Data extraction tools are handy for all accountants to make sure they don’t waste their time on manual data entry. To make it possible, you need a need to understand what OCR is and how it works to read and understand expense-related documents. Read on as we reveal the intricacies of how arbitrue extracts data from invoices and receipts.
OCR – what you need to know
To put it simply, OCR (Optical Character Recognition) is a process used to turn an image file into a text file. We can treat this process as a type of compression since text documents require significantly less space than picture files such as JPEG, PDF, etc.
OCR techniques are already used in many different fields. Some examples where OCR is thriving are devices to help the visually impaired, read algorithms that translate handwriting to text documents, automatic number plate recognition, and, of course, data entry for business documents.
Here at arbitrue we use it on a daily basis in order to quickly read and classify your documents eliminating lots of manual work required to transfer data by hand from invoices into accounting systems. In other words, arbitrue does all the heavy lifting, while you can focus on analysing finances and advising your clients.

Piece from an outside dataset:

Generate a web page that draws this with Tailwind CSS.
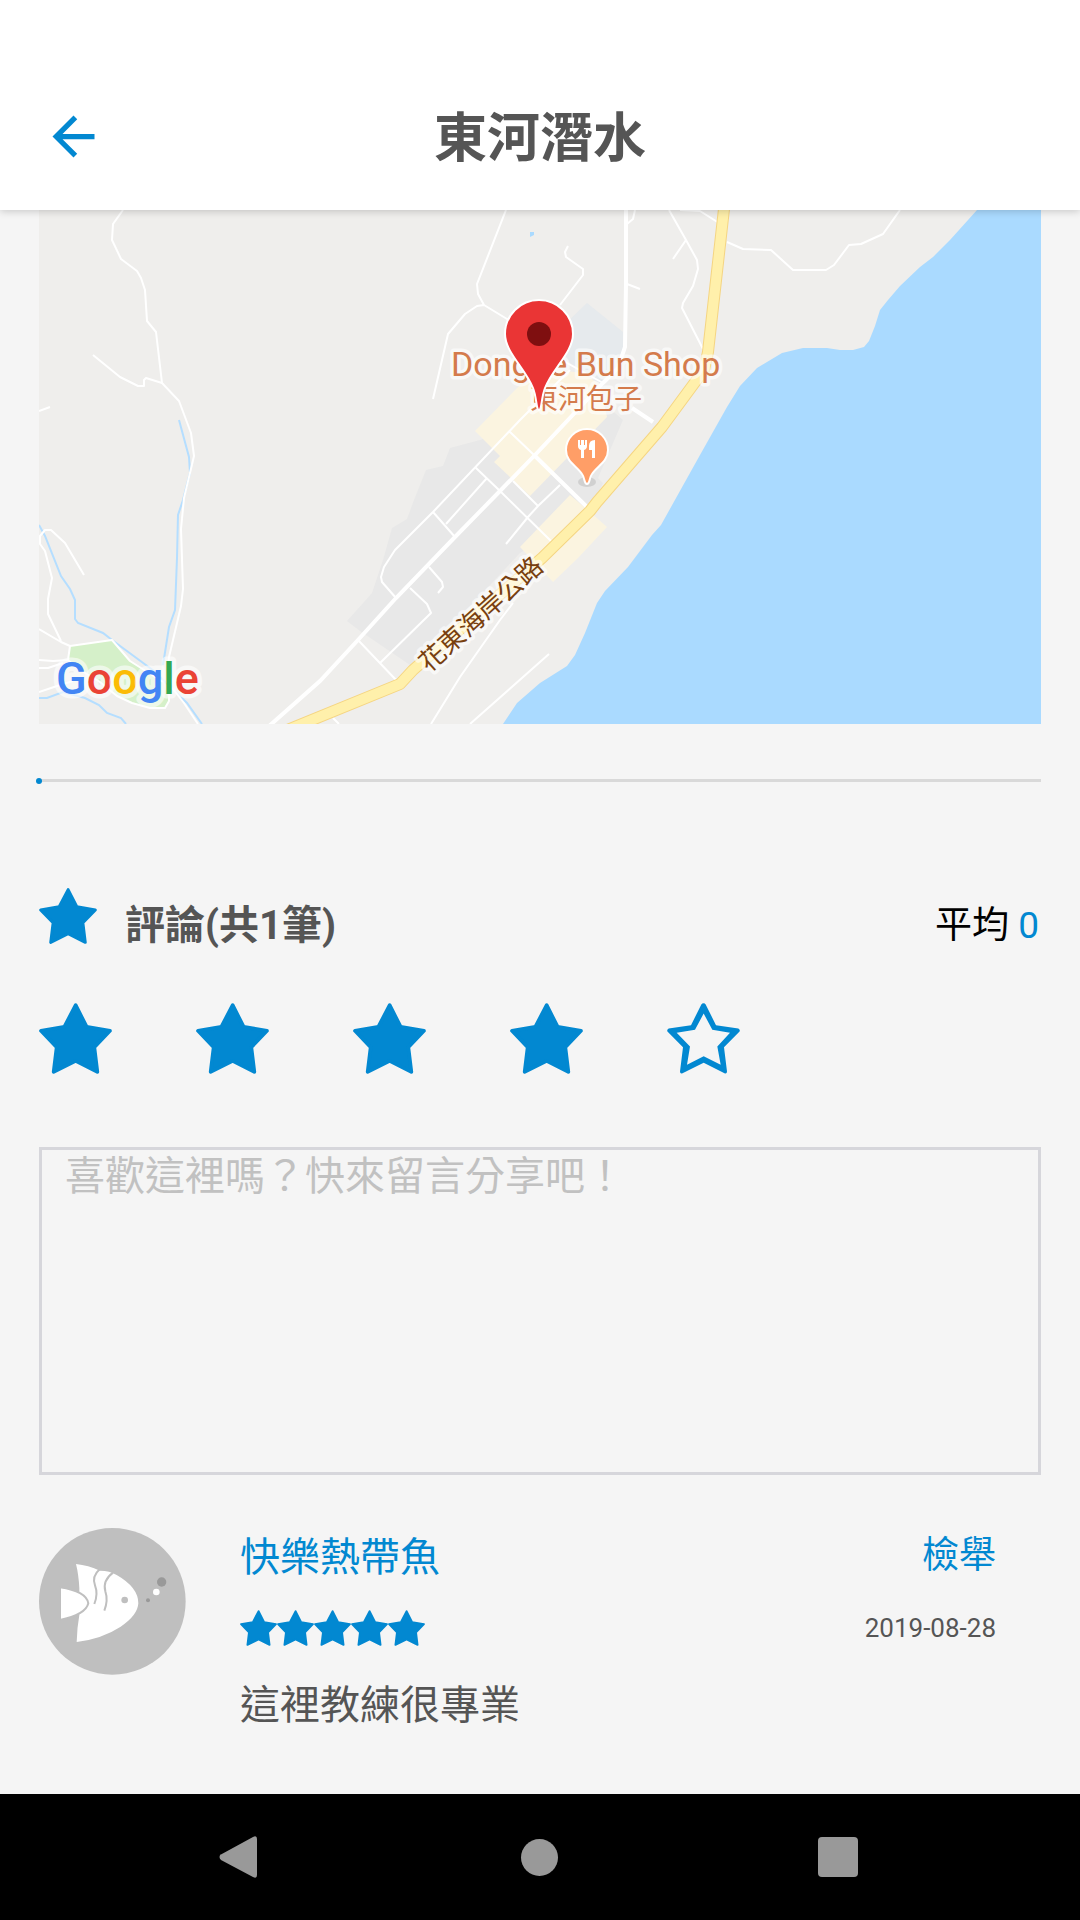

How can you extract text from images?
The first thing that we have to take into consideration is how we can properly prepare the scanned document in order to best change its content into text.
1. Optimise the file
We will fix the following things:
- colour (everything has to be black and white),
- fill spaces (if surrounded by black—make it black, if surrounded by white—make it white),
Now we are ready to extract the text.
2. Extract individual letters
Once our document is prepared, the next step is to cut out the individual letters. An algorithm scans across the document and extracts all the black objects that are surrounded by white space. Each one of these objects will be treated as a single letter.
3. Match the pattern to each letter
Now that we have our letters cut out, we have to identify them. This is done in several different ways depending on the OCR system.
The easiest way is to use a filter of different fonts to try to match the pattern. Let’s look at a specific example.
If we extract a shape that looks like this: B, we need to identify it as the capital letter “b”.
The way to come to this conclusion requires the algorithm to overlap every letter and number over the object. The filter that returns the best overlap will be identified as the letter or number that is chosen. It is very important to have a wide variety of different fonts available to create flexible filters so that the OCR can choose the best match.
There are other ways for the OCR to recognise text. It can use feature detection which focuses on recognising individual elements of a letter.
For example, the letter A can be recognised because it is created from three separate lines: /, \, and —. This method works better because we do not need a huge number of saved filters in different fonts in order to recognise a letter. The features that are used can be created manually or automatically by using neural networks.
The algorithm doesn’t know what the humans do
However, there are also difficulties associated with OCR.
For one, many OCRs cannot read a document that is crooked or upside down. For us, it is obvious that a document is askew, however for an algorithm this is a foreign concept.
The shape that the document cuts out will no longer nicely fit to any given filter and due to this the algorithm will return either nonsense or nothing at all. If the document is too blurry or the contrast is not sharp enough then again, the algorithm will not be able to identify the letters that are present on the page.
13 and B can look the same to the algorithm
If, for example, we had the letters “Th”, where the top right of the “T” touched the upper left of the “h”, our algorithm would treat this as a single letter and try to find a proper filter for this object.
Obviously, this would result in a poor guess for our letter. This problem can be minimised by using the feature detection instead of the whole letter filters.
Another challenge arises exactly from the opposite effect. If our B from earlier was written in such a way that the vertical line didn’t connect with the rest of the letter, then the algorithm would most likely interpret this as the number 13 because it would treat this as two separate letters.
As a human we can use our reasoning to know that the number 13 probably doesn’t belong at the beginning of a word like: Best.
However our algorithm may have troubles coming to the same conclusion. Some more advanced OCR systems do take into account languages and context which is essential in this case.
The future of OCR
The development of OCR techniques continues and constantly there are better and better working models. This is what we’re currently exploring here at arbitrue to make sure manual verification is not involved.
Advanced Deep Learning models that use Convolutional Neural Networks to predict the letters are at the head of the pack to optimise OCR. As it continues to develop, manual data entry will definitely become a thing of the past.
Once we have all our documents nicely read by our OCR we can take the next step and use that data to classify our documents. In order to have this happen we have to dive into the world of Natural Language Processing (or NLP) which is the next concept to understand when you already know what OCR is.
Now the context of the read documents plays an important part in helping to choose the proper category for each document. With these advanced algorithms, arbitrue can categorise huge amounts of documents without manual intervention.
One of the tools that can help the algorithm understand the importance of keywords is TF-IDF (Term Frequency – Inverse Document Frequency). And for getting an even better understanding of OCRed text, you can use the Naive Bayes Theorem algorithm.